Эйснер, отлично знавший Сергея Яковлевича, утверждал, что тот вполне мог так себя вести. Что несмотря на мягкость, деликатность и кажущееся безволие и нерешительность он был человеком железной воли, твердых убеждений и смерти не страшился. А что касается очной ставки, то ее устраивали тогда, когда следователь был твердо уверен, что все будет разыграно по намеченному сценарию. В Эфроне он видно был не уверен…
Но вернемся к письму Марины Ивановны, написанному тогда 3 октября 1940 года.
«…Мур перешел в местную школу, по соседству, N 8 по Покровскому бульвару (бывшую женскую гимназию Виноградской). Там — проще. И — так — проще, может выходить за четверть часа, а то давился едой, боясь опоздать. А — кошмарный трамвай: хожу пешком или езжу на метро (Кировские ворота в 10 минутах). Немножко привыкла. Хорошие места, но — не мои. На лифте больше не езжу, в последний раз меня дико перепугал женский голос (лифтерша сидит где-то в подземелье и говорит в микрофон): — Как идет лифт? Я, дрожащим (как лифт) голосом: — Да ничего. Кажется — неважно. — Может, и не доедете: тяга совсем слабая, в пятом — остановился. Я: — Да не пугайте, не пугайте, ради Бога, я и так умираю от страха!

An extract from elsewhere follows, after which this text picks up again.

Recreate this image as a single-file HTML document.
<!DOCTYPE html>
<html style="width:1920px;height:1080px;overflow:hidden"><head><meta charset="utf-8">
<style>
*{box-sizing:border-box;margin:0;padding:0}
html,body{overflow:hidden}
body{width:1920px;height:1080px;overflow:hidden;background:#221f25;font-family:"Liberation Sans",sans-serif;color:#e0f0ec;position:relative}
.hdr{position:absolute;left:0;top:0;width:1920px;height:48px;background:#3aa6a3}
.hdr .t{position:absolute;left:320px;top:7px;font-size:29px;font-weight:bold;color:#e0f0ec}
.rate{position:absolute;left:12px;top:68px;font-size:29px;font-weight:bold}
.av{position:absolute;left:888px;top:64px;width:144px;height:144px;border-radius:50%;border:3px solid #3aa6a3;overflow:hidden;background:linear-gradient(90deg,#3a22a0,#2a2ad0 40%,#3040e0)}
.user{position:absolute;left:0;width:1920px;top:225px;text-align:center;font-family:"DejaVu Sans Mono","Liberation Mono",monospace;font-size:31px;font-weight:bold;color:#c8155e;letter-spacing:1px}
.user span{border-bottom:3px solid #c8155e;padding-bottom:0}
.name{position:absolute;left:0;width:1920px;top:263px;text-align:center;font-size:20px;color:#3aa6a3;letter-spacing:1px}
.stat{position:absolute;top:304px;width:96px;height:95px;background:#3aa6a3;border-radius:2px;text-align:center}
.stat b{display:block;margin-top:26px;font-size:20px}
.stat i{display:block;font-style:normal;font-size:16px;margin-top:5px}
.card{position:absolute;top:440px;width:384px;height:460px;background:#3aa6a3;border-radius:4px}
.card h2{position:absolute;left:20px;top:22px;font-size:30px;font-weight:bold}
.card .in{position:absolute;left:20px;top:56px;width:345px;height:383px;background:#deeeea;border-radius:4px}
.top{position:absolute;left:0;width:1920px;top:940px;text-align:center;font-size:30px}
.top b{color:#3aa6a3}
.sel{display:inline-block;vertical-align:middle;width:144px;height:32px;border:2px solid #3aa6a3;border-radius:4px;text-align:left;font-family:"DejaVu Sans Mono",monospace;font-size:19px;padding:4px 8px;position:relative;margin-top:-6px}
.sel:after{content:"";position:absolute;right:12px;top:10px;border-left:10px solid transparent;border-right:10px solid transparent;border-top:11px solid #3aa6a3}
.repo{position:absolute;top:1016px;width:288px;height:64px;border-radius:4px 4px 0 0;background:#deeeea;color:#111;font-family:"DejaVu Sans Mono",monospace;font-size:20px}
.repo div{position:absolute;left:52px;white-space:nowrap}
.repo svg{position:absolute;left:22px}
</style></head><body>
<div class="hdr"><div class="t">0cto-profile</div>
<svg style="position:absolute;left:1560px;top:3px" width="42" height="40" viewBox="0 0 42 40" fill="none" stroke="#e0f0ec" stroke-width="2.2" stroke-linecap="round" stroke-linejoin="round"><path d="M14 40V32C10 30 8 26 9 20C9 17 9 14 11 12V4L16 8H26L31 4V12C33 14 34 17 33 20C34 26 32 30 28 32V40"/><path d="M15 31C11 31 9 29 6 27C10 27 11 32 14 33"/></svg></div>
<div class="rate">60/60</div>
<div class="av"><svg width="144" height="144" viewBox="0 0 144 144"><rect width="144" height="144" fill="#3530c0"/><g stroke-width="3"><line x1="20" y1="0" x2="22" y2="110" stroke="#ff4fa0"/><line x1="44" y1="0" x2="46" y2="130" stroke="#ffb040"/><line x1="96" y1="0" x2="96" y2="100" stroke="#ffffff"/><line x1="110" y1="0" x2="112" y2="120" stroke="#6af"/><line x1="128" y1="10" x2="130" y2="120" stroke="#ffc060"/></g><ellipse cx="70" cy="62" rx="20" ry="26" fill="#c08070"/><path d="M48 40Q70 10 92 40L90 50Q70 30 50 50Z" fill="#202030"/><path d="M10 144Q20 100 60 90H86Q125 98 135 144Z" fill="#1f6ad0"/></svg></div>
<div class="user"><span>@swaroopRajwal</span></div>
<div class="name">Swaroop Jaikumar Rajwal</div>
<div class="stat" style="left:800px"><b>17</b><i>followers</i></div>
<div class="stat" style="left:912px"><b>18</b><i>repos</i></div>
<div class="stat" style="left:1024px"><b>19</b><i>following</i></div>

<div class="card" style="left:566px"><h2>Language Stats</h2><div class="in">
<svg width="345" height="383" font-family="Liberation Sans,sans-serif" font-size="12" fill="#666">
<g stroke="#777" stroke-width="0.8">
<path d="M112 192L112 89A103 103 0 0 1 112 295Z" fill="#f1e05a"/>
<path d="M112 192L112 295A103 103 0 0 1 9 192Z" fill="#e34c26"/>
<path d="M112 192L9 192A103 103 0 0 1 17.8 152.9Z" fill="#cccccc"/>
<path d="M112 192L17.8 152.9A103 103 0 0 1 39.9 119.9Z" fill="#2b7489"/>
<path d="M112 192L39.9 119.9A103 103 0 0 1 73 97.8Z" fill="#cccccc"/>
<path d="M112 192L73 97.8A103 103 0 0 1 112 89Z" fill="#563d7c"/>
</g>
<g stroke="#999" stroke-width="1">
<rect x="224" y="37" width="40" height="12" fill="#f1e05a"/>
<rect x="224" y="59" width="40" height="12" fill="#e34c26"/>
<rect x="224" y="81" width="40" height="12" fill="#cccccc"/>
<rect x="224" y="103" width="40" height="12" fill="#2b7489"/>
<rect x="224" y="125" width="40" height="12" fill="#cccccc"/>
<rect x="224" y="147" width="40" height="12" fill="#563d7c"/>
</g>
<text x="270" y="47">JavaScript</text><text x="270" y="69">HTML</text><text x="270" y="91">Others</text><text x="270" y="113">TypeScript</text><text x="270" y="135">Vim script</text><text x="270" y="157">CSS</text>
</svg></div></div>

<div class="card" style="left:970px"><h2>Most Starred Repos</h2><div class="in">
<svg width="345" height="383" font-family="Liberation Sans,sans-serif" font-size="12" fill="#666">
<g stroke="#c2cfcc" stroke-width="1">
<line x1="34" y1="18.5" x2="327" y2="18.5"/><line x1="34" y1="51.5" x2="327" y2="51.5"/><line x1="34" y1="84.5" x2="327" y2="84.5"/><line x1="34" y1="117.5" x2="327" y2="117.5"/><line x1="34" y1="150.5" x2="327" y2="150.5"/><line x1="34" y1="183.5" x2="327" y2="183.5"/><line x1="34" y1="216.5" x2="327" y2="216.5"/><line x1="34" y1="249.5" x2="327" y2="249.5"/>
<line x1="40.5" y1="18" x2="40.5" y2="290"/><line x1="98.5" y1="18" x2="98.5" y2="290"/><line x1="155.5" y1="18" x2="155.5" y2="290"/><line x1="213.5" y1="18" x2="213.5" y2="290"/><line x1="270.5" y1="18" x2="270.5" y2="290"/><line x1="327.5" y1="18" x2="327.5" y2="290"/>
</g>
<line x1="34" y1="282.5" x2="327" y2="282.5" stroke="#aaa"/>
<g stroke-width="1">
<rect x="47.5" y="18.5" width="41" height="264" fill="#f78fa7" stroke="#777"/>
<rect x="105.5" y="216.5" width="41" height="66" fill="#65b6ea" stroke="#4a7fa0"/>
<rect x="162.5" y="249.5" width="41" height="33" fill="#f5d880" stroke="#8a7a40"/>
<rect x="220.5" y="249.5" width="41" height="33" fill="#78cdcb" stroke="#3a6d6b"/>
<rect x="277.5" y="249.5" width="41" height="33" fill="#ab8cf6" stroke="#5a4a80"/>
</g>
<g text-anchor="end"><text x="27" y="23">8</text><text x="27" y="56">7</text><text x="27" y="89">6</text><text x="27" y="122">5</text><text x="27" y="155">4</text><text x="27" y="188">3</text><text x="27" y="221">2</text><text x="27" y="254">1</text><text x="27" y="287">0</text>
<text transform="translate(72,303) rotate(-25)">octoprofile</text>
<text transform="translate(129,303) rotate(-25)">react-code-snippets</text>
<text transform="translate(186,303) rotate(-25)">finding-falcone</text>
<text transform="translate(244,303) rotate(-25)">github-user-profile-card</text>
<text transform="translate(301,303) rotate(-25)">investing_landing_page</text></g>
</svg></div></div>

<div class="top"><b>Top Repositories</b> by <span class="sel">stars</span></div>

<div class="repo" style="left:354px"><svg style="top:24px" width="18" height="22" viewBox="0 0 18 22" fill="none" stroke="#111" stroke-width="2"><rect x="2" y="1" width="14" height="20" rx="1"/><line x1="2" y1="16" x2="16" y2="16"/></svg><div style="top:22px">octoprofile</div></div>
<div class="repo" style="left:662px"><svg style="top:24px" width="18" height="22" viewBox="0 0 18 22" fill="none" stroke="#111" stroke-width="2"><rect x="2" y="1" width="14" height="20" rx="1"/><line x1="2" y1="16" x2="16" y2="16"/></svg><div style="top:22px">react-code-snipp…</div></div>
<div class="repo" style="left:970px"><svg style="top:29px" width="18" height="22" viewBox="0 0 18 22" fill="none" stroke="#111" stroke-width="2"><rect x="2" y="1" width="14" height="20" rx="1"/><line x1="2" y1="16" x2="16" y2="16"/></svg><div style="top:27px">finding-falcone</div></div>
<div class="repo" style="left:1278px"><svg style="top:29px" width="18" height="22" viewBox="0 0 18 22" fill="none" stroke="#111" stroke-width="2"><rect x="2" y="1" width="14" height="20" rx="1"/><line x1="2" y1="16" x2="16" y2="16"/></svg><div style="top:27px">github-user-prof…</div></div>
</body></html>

«И с той поры — к Демьяну ни ногой».
Честное слово: так бояться для сердца куда хуже, чем все шесть этажей.
С деньгами плоховато: все ушло на квартиру и переезд, а в Интер. Лит., где в ближайшей книге должны были пойти мои переводы немец. песен — полная перемена программы, пойдет совсем другое, так что на скорый гонорар надеяться нечего. Хотя бы Муля выручил те (воровкины) 750 руб.
Заказала книжную полку и кухонную (NB! Чем буду платить?) Столяр — друг Тагеров — чудный старик, мы с ним сразу подружились. Когда уберутся ящики, комната будет — посильно-приличная.
Очень радуюсь Вашему и З.М.[66] возвращению. Как наверное дико — тоскливо по вечерам и ночам в деревне! Я, никогда не любившая города — не мыслю. О черных ночах Голицына вспоминаю с содроганием. Все эти стеклянные террасы…
Замок повешу завтра — нынче не успела. Куплю новый, с двумя ключами: тот тоже есть, но куда-то завалился. Ничего — будет два.
Целую обеих, будьте здоровы.
М.»
И в тот же день Марина Ивановна заносит в тетрадь: «Нынче, 3-го, наконец, принимаюсь за составление книги, подсчет строк, ибо 1-го ноября все-таки нужно что-то отдать писателям, хотя бы каждому — половину[67]… (NB! Мой Бодлэр появится только в январской книге, придется отложить — жаль)»[68].
Это к составлению той самой книги приступает Марина Ивановна, о которой шла речь еще в Голицыно. Она расширяет свой первоначальный замысел: она хотела тогда составить сборник из двух книг — «Ремесло» и «После России», теперь она включает стихи и из тетрадей: «Из зеленого альбома + голубой книжки + розовой книжки…» — так называет она свои тетради по их обложкам.